What is worth noticing is that 30 percent of the users tend to buy online wealth management products from bed between 10 pm and midnight. The majority of the "bed time users" are office workers between the ages of 30 and 45, with 61 percent of them being males.
Ma Xiaodong, who is in charge of Licaitong, said that apart from boosting user penetration in first- and second-tier cities, his team is also planning to expand into third-tier and fourth-tier cities, where online wealth management products have great potential.

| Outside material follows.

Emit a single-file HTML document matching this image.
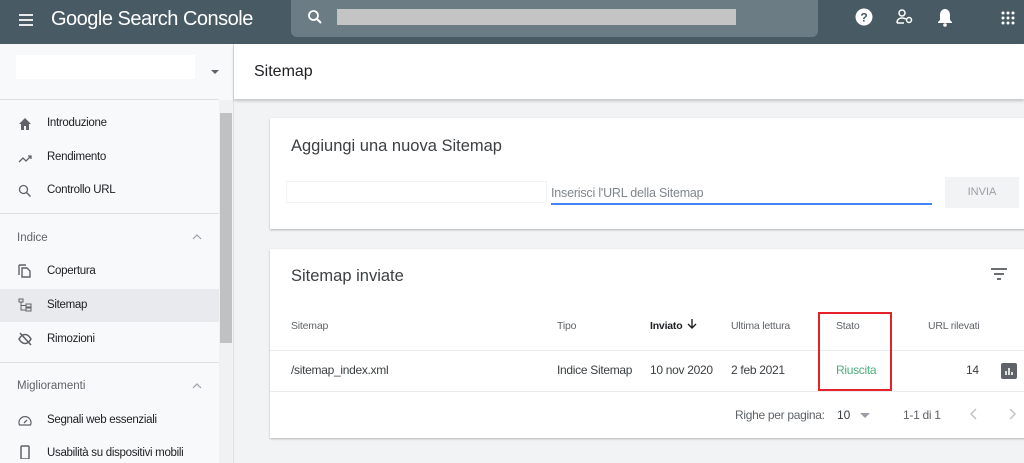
<!DOCTYPE html>
<html><head><meta charset="utf-8"><style>
*{margin:0;padding:0;box-sizing:border-box}
body{width:1024px;height:463px;overflow:hidden;font-family:"Liberation Sans",Arial,sans-serif;background:#f1f3f4;position:relative;color:#202124}
.a{position:absolute}
.hdr{left:0;top:0;width:1024px;height:44px;background:#485a64}
.side{left:0;top:44px;width:234px;height:419px;background:#f8f9fa;border-right:1px solid #e0e0e0}
.it{position:absolute;left:47px;font-size:11.5px;color:#202124;letter-spacing:-0.3px}
.sec{position:absolute;left:17px;font-size:11.5px;color:#5f6368}
.ic{position:absolute;left:18px;width:14px;height:14px}
.card{background:#fff;box-shadow:0 1px 2px rgba(0,0,0,.25)}
.th{position:absolute;top:320px;font-size:10.5px;color:#5f6368;letter-spacing:-0.2px}
.td{position:absolute;top:363px;font-size:12px;color:#3c4043;letter-spacing:-0.3px}
</style></head><body>
<div class="a hdr"></div>
<svg class="a" style="left:18px;top:13px" width="16" height="14"><path d="M1 2h14M1 7h14M1 12h14" stroke="#fff" stroke-width="1.8"/></svg>
<div class="a" style="left:51px;top:8px;font-size:20px;color:#fff;letter-spacing:-0.5px">Google Search Console</div>
<div class="a" style="left:291px;top:0;width:527px;height:37px;background:#6b7c85;border-radius:0 0 6px 6px"></div>
<svg class="a" style="left:307px;top:9px" width="16" height="16"><circle cx="6.5" cy="6.5" r="4.5" stroke="#fff" stroke-width="1.8" fill="none"/><path d="M10 10l4 4" stroke="#fff" stroke-width="2"/></svg>
<div class="a" style="left:337px;top:9px;width:399px;height:16px;background:#c4c4c4"></div>
<svg class="a" style="left:855px;top:8px" width="18" height="18"><circle cx="9" cy="9" r="8.5" fill="#fff"/><text x="9" y="13.5" font-size="12" font-weight="bold" text-anchor="middle" fill="#485a64" font-family="Liberation Sans">?</text></svg>
<svg class="a" style="left:896px;top:9px" width="18" height="16"><circle cx="6" cy="4" r="3" stroke="#fff" stroke-width="1.5" fill="none"/><path d="M1 14c0-4 3-5 5-5s3 .5 4 1M1 14h7" stroke="#fff" stroke-width="1.5" fill="none"/><circle cx="13" cy="11" r="2.5" stroke="#fff" stroke-width="1.5" fill="none"/></svg>
<svg class="a" style="left:937px;top:8px" width="16" height="19"><path d="M8 1c-3 0-5 2.5-5 6v5l-2 2v1h14v-1l-2-2V7c0-3.5-2-6-5-6z" fill="#fff"/><circle cx="8" cy="17" r="1.8" fill="#fff"/></svg>
<svg class="a" style="left:1001px;top:11px" width="14" height="14" fill="#fff"><circle cx="2" cy="2" r="1.5"/><circle cx="7" cy="2" r="1.5"/><circle cx="12" cy="2" r="1.5"/><circle cx="2" cy="7" r="1.5"/><circle cx="7" cy="7" r="1.5"/><circle cx="12" cy="7" r="1.5"/><circle cx="2" cy="12" r="1.5"/><circle cx="7" cy="12" r="1.5"/><circle cx="12" cy="12" r="1.5"/></svg>

<div class="a side"></div>
<div class="a" style="left:16px;top:55px;width:179px;height:24px;background:#fff"></div>
<div class="a" style="left:211px;top:70px;border-left:4px solid transparent;border-right:4px solid transparent;border-top:4px solid #5f6368"></div>
<div class="a" style="left:0;top:99px;width:219px;height:1px;background:#e0e0e0"></div>
<div class="a" style="left:219px;top:100px;width:14px;height:363px;background:#f1f1f1"></div>
<div class="a" style="left:220px;top:113px;width:12px;height:230px;background:#c1c1c1"></div>
<div class="a" style="left:0;top:289px;width:219px;height:33px;background:#e8eaed"></div>
<div class="a" style="left:0;top:213px;width:219px;height:1px;background:#e0e0e0"></div>
<div class="a" style="left:0;top:362px;width:219px;height:1px;background:#e0e0e0"></div>

<svg class="ic" style="top:117px" viewBox="0 0 14 14"><path d="M7 1L1 7h2v6h3V9h2v4h3V7h2z" fill="#5f6368"/></svg>
<div class="it" style="top:117px">Introduzione</div>
<svg class="ic" style="top:151px" viewBox="0 0 14 14"><path d="M1 11l4-4 3 3 5-5M10 5h3v3" stroke="#5f6368" stroke-width="1.3" fill="none"/></svg>
<div class="it" style="top:151px">Rendimento</div>
<svg class="ic" style="top:184px" viewBox="0 0 14 14"><circle cx="5.5" cy="5.5" r="4" stroke="#5f6368" stroke-width="1.3" fill="none"/><path d="M8.5 8.5l4 4" stroke="#5f6368" stroke-width="1.4"/></svg>
<div class="it" style="top:184px">Controllo URL</div>
<div class="sec" style="top:232px">Indice</div>
<svg class="a" style="left:192px;top:234px" width="10" height="6"><path d="M1 5l4-4 4 4" stroke="#9aa0a6" stroke-width="1.2" fill="none"/></svg>
<svg class="ic" style="top:264px" viewBox="0 0 14 14"><path d="M1 1v10M1 1h7M4 4h5l3 3v6H4z" stroke="#5f6368" stroke-width="1.4" fill="none"/></svg>
<div class="it" style="top:265px">Copertura</div>
<svg class="ic" style="top:298px" viewBox="0 0 14 14"><rect x="1" y="1" width="4" height="3" stroke="#5f6368" fill="none"/><rect x="8" y="6" width="5" height="3" stroke="#5f6368" fill="none"/><rect x="8" y="10" width="5" height="3" stroke="#5f6368" fill="none"/><path d="M3 4v8h5M3 7.5h5" stroke="#5f6368" fill="none"/></svg>
<div class="it" style="top:299px">Sitemap</div>
<svg class="ic" style="top:332px" viewBox="0 0 14 14"><path d="M1 7c2-3.5 4-4.5 6-4.5s4 1 6 4.5c-2 3.5-4 4.5-6 4.5S3 10.5 1 7z" stroke="#5f6368" stroke-width="1.5" fill="none"/><path d="M2 1l11 12" stroke="#5f6368" stroke-width="1.6"/></svg>
<div class="it" style="top:333px">Rimozioni</div>
<div class="sec" style="top:380px">Miglioramenti</div>
<svg class="a" style="left:192px;top:383px" width="10" height="6"><path d="M1 5l4-4 4 4" stroke="#9aa0a6" stroke-width="1.2" fill="none"/></svg>
<svg class="ic" style="top:414px" viewBox="0 0 14 14"><path d="M1.5 11A6 6 0 1 1 12.5 11z" stroke="#5f6368" stroke-width="1.2" fill="none"/><path d="M6 9l3-3" stroke="#5f6368" stroke-width="1.3"/></svg>
<div class="it" style="top:414px">Segnali web essenziali</div>
<svg class="ic" style="top:445px" viewBox="0 0 14 14"><rect x="3" y="1" width="8" height="13" rx="1" stroke="#5f6368" stroke-width="1.5" fill="none"/></svg>
<div class="it" style="top:447px">Usabilità su dispositivi mobili</div>

<div class="a" style="left:234px;top:44px;width:790px;height:55px;background:#fff;box-shadow:0 2px 3px rgba(0,0,0,.2)"></div>
<div class="a" style="left:254px;top:63px;font-size:16px;color:#202124">Sitemap</div>

<div class="a card" style="left:270px;top:118px;width:760px;height:111px"></div>
<div class="a" style="left:291px;top:137px;font-size:16.5px;color:#3c4043">Aggiungi una nuova Sitemap</div>
<div class="a" style="left:286px;top:181px;width:261px;height:22px;border:1px solid #f1f3f4"></div>
<div class="a" style="left:551px;top:186px;font-size:12.5px;color:#80868b;letter-spacing:-0.2px">Inserisci l'URL della Sitemap</div>
<div class="a" style="left:551px;top:203px;width:381px;height:2px;background:#4285f4"></div>
<div class="a" style="left:945px;top:177px;width:74px;height:31px;background:#f1f3f4;font-size:11px;color:#9aa0a6;text-align:center;line-height:31px">INVIA</div>

<div class="a card" style="left:270px;top:249px;width:760px;height:189px"></div>
<div class="a" style="left:291px;top:267px;font-size:16.5px;color:#3c4043">Sitemap inviate</div>
<svg class="a" style="left:991px;top:268px" width="16" height="12"><path d="M0 1h16M3 6h10M6 11h4" stroke="#3c4043" stroke-width="1.6"/></svg>
<div class="th" style="left:291px">Sitemap</div>
<div class="th" style="left:557px">Tipo</div>
<div class="th" style="left:650px;color:#202124;font-weight:bold">Inviato</div>
<svg class="a" style="left:687px;top:318px" width="10" height="12"><path d="M5 1v9M1 6l4 4 4-4" stroke="#202124" stroke-width="1.4" fill="none"/></svg>
<div class="th" style="left:731px">Ultima lettura</div>
<div class="th" style="left:836px">Stato</div>
<div class="th" style="left:928px">URL rilevati</div>
<div class="a" style="left:270px;top:350px;width:754px;height:1px;background:#e8eaed"></div>
<div class="td" style="left:291px">/sitemap_index.xml</div>
<div class="td" style="left:557px">Indice Sitemap</div>
<div class="td" style="left:650px">10 nov 2020</div>
<div class="td" style="left:731px">2 feb 2021</div>
<div class="td" style="left:836px;color:#4caf7d">Riuscita</div>
<div class="td" style="left:966px">14</div>
<svg class="a" style="left:1001px;top:363px" width="16" height="16"><rect width="16" height="16" rx="2" fill="#5f6368"/><path d="M5 12V8M8 12V5M11 12V9" stroke="#fff" stroke-width="1.6"/></svg>
<div class="a" style="left:270px;top:391px;width:754px;height:1px;background:#e8eaed"></div>
<div class="a" style="left:735px;top:408px;font-size:12px;color:#5f6368;letter-spacing:-0.3px">Righe per pagina:</div>
<div class="a" style="left:837px;top:408px;font-size:12px;color:#3c4043">10</div>
<div class="a" style="left:860px;top:413px;border-left:5px solid transparent;border-right:5px solid transparent;border-top:5px solid #9aa0a6"></div>
<div class="a" style="left:903px;top:408px;font-size:12px;color:#5f6368;letter-spacing:-0.3px">1-1 di 1</div>
<svg class="a" style="left:970px;top:408px" width="8" height="12"><path d="M6 1L1 6l5 5" stroke="#bdc1c6" stroke-width="1.4" fill="none"/></svg>
<svg class="a" style="left:1008px;top:408px" width="8" height="12"><path d="M2 1l5 5-5 5" stroke="#bdc1c6" stroke-width="1.4" fill="none"/></svg>
<div class="a" style="left:818px;top:312px;width:74px;height:79px;border:2px solid #e52229"></div>
</body></html>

Ever since Alipay, the e-paymet arm of Alibaba Group Holding Ltd, launched Yu'ebao, the first online wealth management product of its kind that allows people to invest their idle money in higher-interest money market funds, similar products have been offered by Internet companies, fund companies and even traditional banks, after they saw the huge deposits raised by Yu'ebao in a very short period of time.
According to statistics from Rong360, a Beijing-based private lending search service provider, there are 79 products with features similar to Yu'ebao and Licaitong in the market, which attracted total deposits of 1,508.1 billion yuan in the fourth quarter of 2014.
However, Ye Daqing, chief executive officer and co-founder of Rong360, said that with the decreasing annual yield rates of these products, the size of the market is expected to shrink this year.
"These products are called grass-root wealth management products. Users are often sensitive about their returns. With most of banks offering similar products, people will soon shift their investment to products offered by traditional banks unless the products offered by Internet firms can generate more returns," he said.